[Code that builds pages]
▬▬▬▬▬▬▬▬▬▬
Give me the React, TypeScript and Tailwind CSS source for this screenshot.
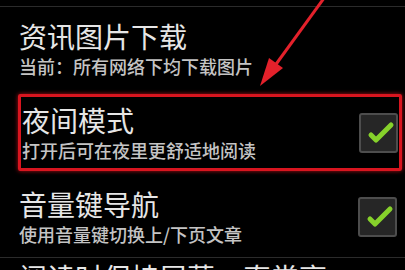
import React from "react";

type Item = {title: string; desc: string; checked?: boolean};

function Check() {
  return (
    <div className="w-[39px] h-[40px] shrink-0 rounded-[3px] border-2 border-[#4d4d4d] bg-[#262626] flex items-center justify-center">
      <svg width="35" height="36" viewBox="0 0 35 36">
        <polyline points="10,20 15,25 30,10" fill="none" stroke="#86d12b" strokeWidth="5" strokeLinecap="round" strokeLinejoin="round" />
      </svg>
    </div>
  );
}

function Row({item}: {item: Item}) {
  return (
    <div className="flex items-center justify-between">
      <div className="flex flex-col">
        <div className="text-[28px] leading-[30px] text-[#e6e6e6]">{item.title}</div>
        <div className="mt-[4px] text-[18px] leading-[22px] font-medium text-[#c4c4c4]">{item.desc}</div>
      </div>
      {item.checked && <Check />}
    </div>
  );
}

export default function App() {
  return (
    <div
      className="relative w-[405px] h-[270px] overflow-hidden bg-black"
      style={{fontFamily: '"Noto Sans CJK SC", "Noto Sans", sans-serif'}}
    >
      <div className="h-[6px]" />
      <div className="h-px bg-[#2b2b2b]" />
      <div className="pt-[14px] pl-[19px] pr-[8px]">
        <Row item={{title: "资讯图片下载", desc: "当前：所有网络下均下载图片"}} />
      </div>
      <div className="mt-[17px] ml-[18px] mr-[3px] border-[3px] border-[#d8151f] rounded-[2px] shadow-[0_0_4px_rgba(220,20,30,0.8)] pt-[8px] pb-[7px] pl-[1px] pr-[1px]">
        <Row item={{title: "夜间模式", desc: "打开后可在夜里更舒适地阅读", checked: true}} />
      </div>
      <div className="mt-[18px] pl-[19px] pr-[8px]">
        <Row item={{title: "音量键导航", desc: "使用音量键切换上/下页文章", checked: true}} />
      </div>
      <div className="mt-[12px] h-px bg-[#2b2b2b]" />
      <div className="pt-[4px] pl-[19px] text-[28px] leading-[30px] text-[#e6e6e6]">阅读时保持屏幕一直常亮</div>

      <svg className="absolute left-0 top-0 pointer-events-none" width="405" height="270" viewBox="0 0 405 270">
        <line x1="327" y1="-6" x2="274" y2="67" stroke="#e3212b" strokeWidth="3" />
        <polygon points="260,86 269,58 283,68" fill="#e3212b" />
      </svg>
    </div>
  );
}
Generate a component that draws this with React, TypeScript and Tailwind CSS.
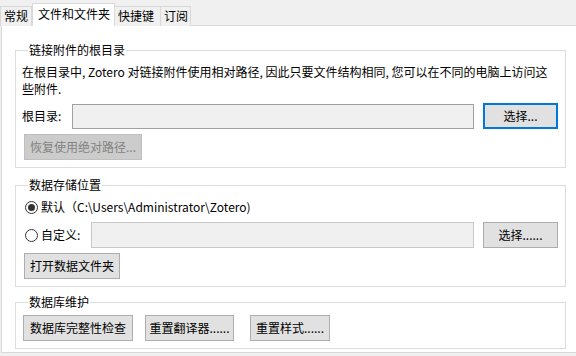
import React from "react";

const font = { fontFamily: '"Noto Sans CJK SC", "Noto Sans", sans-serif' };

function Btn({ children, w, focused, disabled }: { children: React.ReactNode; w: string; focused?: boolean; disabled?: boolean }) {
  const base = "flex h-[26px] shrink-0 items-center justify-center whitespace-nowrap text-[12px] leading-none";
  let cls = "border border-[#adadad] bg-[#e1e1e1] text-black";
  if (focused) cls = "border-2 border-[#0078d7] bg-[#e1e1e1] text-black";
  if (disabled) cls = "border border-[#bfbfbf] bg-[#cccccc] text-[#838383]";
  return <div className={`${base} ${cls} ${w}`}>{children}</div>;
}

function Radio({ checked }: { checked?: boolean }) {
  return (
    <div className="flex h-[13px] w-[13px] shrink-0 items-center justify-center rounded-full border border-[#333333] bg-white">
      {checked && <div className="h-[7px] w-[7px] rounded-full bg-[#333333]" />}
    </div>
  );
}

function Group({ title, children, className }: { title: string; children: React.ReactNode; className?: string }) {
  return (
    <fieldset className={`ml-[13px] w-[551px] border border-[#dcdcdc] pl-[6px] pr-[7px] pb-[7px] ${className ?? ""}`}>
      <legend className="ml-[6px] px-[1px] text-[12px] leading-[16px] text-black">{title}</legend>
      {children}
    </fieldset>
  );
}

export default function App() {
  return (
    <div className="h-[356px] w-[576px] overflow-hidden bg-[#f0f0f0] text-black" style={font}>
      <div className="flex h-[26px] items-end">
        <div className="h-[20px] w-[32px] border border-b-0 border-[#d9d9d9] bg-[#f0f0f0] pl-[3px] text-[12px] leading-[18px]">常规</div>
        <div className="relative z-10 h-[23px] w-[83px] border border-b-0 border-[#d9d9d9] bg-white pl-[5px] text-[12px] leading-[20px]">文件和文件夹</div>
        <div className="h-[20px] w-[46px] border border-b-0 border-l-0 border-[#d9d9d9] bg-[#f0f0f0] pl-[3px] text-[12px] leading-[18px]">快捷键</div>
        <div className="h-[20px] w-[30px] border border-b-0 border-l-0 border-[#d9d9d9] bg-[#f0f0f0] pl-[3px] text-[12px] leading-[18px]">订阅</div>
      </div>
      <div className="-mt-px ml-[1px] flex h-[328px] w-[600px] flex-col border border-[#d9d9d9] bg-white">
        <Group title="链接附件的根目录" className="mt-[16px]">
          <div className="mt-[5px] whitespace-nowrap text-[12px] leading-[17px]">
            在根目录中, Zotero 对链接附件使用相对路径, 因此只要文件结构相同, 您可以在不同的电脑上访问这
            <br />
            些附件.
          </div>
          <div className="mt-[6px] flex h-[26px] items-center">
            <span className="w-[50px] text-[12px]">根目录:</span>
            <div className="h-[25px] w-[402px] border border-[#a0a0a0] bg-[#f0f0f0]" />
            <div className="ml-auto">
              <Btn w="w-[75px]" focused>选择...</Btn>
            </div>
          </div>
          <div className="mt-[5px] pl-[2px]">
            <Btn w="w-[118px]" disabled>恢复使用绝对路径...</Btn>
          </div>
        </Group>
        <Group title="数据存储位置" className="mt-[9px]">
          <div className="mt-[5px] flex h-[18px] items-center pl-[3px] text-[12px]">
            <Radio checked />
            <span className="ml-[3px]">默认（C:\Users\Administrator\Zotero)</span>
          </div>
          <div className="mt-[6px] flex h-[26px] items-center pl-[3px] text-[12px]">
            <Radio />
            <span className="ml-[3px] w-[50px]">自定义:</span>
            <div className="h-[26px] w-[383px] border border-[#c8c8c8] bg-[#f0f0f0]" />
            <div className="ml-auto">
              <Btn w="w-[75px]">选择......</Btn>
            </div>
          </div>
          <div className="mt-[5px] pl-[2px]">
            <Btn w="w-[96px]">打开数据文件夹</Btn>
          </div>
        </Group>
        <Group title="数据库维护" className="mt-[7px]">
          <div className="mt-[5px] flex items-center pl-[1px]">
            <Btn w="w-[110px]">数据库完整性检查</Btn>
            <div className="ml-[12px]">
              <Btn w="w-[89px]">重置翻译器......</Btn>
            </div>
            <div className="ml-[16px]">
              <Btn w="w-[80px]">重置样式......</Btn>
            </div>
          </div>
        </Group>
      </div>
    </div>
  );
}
▬▬▬▬▬▬▬▬▬▬
▶ [Exercise]: The records above should be reproduced exactly, with no pictures included.

▶ [Full output]:
Give me the React, TypeScript and Tailwind CSS source for this screenshot.
import React from "react";

type Item = {title: string; desc: string; checked?: boolean};

function Check() {
  return (
    <div className="w-[39px] h-[40px] shrink-0 rounded-[3px] border-2 border-[#4d4d4d] bg-[#262626] flex items-center justify-center">
      <svg width="35" height="36" viewBox="0 0 35 36">
        <polyline points="10,20 15,25 30,10" fill="none" stroke="#86d12b" strokeWidth="5" strokeLinecap="round" strokeLinejoin="round" />
      </svg>
    </div>
  );
}

function Row({item}: {item: Item}) {
  return (
    <div className="flex items-center justify-between">
      <div className="flex flex-col">
        <div className="text-[28px] leading-[30px] text-[#e6e6e6]">{item.title}</div>
        <div className="mt-[4px] text-[18px] leading-[22px] font-medium text-[#c4c4c4]">{item.desc}</div>
      </div>
      {item.checked && <Check />}
    </div>
  );
}

export default function App() {
  return (
    <div
      className="relative w-[405px] h-[270px] overflow-hidden bg-black"
      style={{fontFamily: '"Noto Sans CJK SC", "Noto Sans", sans-serif'}}
    >
      <div className="h-[6px]" />
      <div className="h-px bg-[#2b2b2b]" />
      <div className="pt-[14px] pl-[19px] pr-[8px]">
        <Row item={{title: "资讯图片下载", desc: "当前：所有网络下均下载图片"}} />
      </div>
      <div className="mt-[17px] ml-[18px] mr-[3px] border-[3px] border-[#d8151f] rounded-[2px] shadow-[0_0_4px_rgba(220,20,30,0.8)] pt-[8px] pb-[7px] pl-[1px] pr-[1px]">
        <Row item={{title: "夜间模式", desc: "打开后可在夜里更舒适地阅读", checked: true}} />
      </div>
      <div className="mt-[18px] pl-[19px] pr-[8px]">
        <Row item={{title: "音量键导航", desc: "使用音量键切换上/下页文章", checked: true}} />
      </div>
      <div className="mt-[12px] h-px bg-[#2b2b2b]" />
      <div className="pt-[4px] pl-[19px] text-[28px] leading-[30px] text-[#e6e6e6]">阅读时保持屏幕一直常亮</div>

      <svg className="absolute left-0 top-0 pointer-events-none" width="405" height="270" viewBox="0 0 405 270">
        <line x1="327" y1="-6" x2="274" y2="67" stroke="#e3212b" strokeWidth="3" />
        <polygon points="260,86 269,58 283,68" fill="#e3212b" />
      </svg>
    </div>
  );
}
Generate a component that draws this with React, TypeScript and Tailwind CSS.
import React from "react";

const font = { fontFamily: '"Noto Sans CJK SC", "Noto Sans", sans-serif' };

function Btn({ children, w, focused, disabled }: { children: React.ReactNode; w: string; focused?: boolean; disabled?: boolean }) {
  const base = "flex h-[26px] shrink-0 items-center justify-center whitespace-nowrap text-[12px] leading-none";
  let cls = "border border-[#adadad] bg-[#e1e1e1] text-black";
  if (focused) cls = "border-2 border-[#0078d7] bg-[#e1e1e1] text-black";
  if (disabled) cls = "border border-[#bfbfbf] bg-[#cccccc] text-[#838383]";
  return <div className={`${base} ${cls} ${w}`}>{children}</div>;
}

function Radio({ checked }: { checked?: boolean }) {
  return (
    <div className="flex h-[13px] w-[13px] shrink-0 items-center justify-center rounded-full border border-[#333333] bg-white">
      {checked && <div className="h-[7px] w-[7px] rounded-full bg-[#333333]" />}
    </div>
  );
}

function Group({ title, children, className }: { title: string; children: React.ReactNode; className?: string }) {
  return (
    <fieldset className={`ml-[13px] w-[551px] border border-[#dcdcdc] pl-[6px] pr-[7px] pb-[7px] ${className ?? ""}`}>
      <legend className="ml-[6px] px-[1px] text-[12px] leading-[16px] text-black">{title}</legend>
      {children}
    </fieldset>
  );
}

export default function App() {
  return (
    <div className="h-[356px] w-[576px] overflow-hidden bg-[#f0f0f0] text-black" style={font}>
      <div className="flex h-[26px] items-end">
        <div className="h-[20px] w-[32px] border border-b-0 border-[#d9d9d9] bg-[#f0f0f0] pl-[3px] text-[12px] leading-[18px]">常规</div>
        <div className="relative z-10 h-[23px] w-[83px] border border-b-0 border-[#d9d9d9] bg-white pl-[5px] text-[12px] leading-[20px]">文件和文件夹</div>
        <div className="h-[20px] w-[46px] border border-b-0 border-l-0 border-[#d9d9d9] bg-[#f0f0f0] pl-[3px] text-[12px] leading-[18px]">快捷键</div>
        <div className="h-[20px] w-[30px] border border-b-0 border-l-0 border-[#d9d9d9] bg-[#f0f0f0] pl-[3px] text-[12px] leading-[18px]">订阅</div>
      </div>
      <div className="-mt-px ml-[1px] flex h-[328px] w-[600px] flex-col border border-[#d9d9d9] bg-white">
        <Group title="链接附件的根目录" className="mt-[16px]">
          <div className="mt-[5px] whitespace-nowrap text-[12px] leading-[17px]">
            在根目录中, Zotero 对链接附件使用相对路径, 因此只要文件结构相同, 您可以在不同的电脑上访问这
            <br />
            些附件.
          </div>
          <div className="mt-[6px] flex h-[26px] items-center">
            <span className="w-[50px] text-[12px]">根目录:</span>
            <div className="h-[25px] w-[402px] border border-[#a0a0a0] bg-[#f0f0f0]" />
            <div className="ml-auto">
              <Btn w="w-[75px]" focused>选择...</Btn>
            </div>
          </div>
          <div className="mt-[5px] pl-[2px]">
            <Btn w="w-[118px]" disabled>恢复使用绝对路径...</Btn>
          </div>
        </Group>
        <Group title="数据存储位置" className="mt-[9px]">
          <div className="mt-[5px] flex h-[18px] items-center pl-[3px] text-[12px]">
            <Radio checked />
            <span className="ml-[3px]">默认（C:\Users\Administrator\Zotero)</span>
          </div>
          <div className="mt-[6px] flex h-[26px] items-center pl-[3px] text-[12px]">
            <Radio />
            <span className="ml-[3px] w-[50px]">自定义:</span>
            <div className="h-[26px] w-[383px] border border-[#c8c8c8] bg-[#f0f0f0]" />
            <div className="ml-auto">
              <Btn w="w-[75px]">选择......</Btn>
            </div>
          </div>
          <div className="mt-[5px] pl-[2px]">
            <Btn w="w-[96px]">打开数据文件夹</Btn>
          </div>
        </Group>
        <Group title="数据库维护" className="mt-[7px]">
          <div className="mt-[5px] flex items-center pl-[1px]">
            <Btn w="w-[110px]">数据库完整性检查</Btn>
            <div className="ml-[12px]">
              <Btn w="w-[89px]">重置翻译器......</Btn>
            </div>
            <div className="ml-[16px]">
              <Btn w="w-[80px]">重置样式......</Btn>
            </div>
          </div>
        </Group>
      </div>
    </div>
  );
}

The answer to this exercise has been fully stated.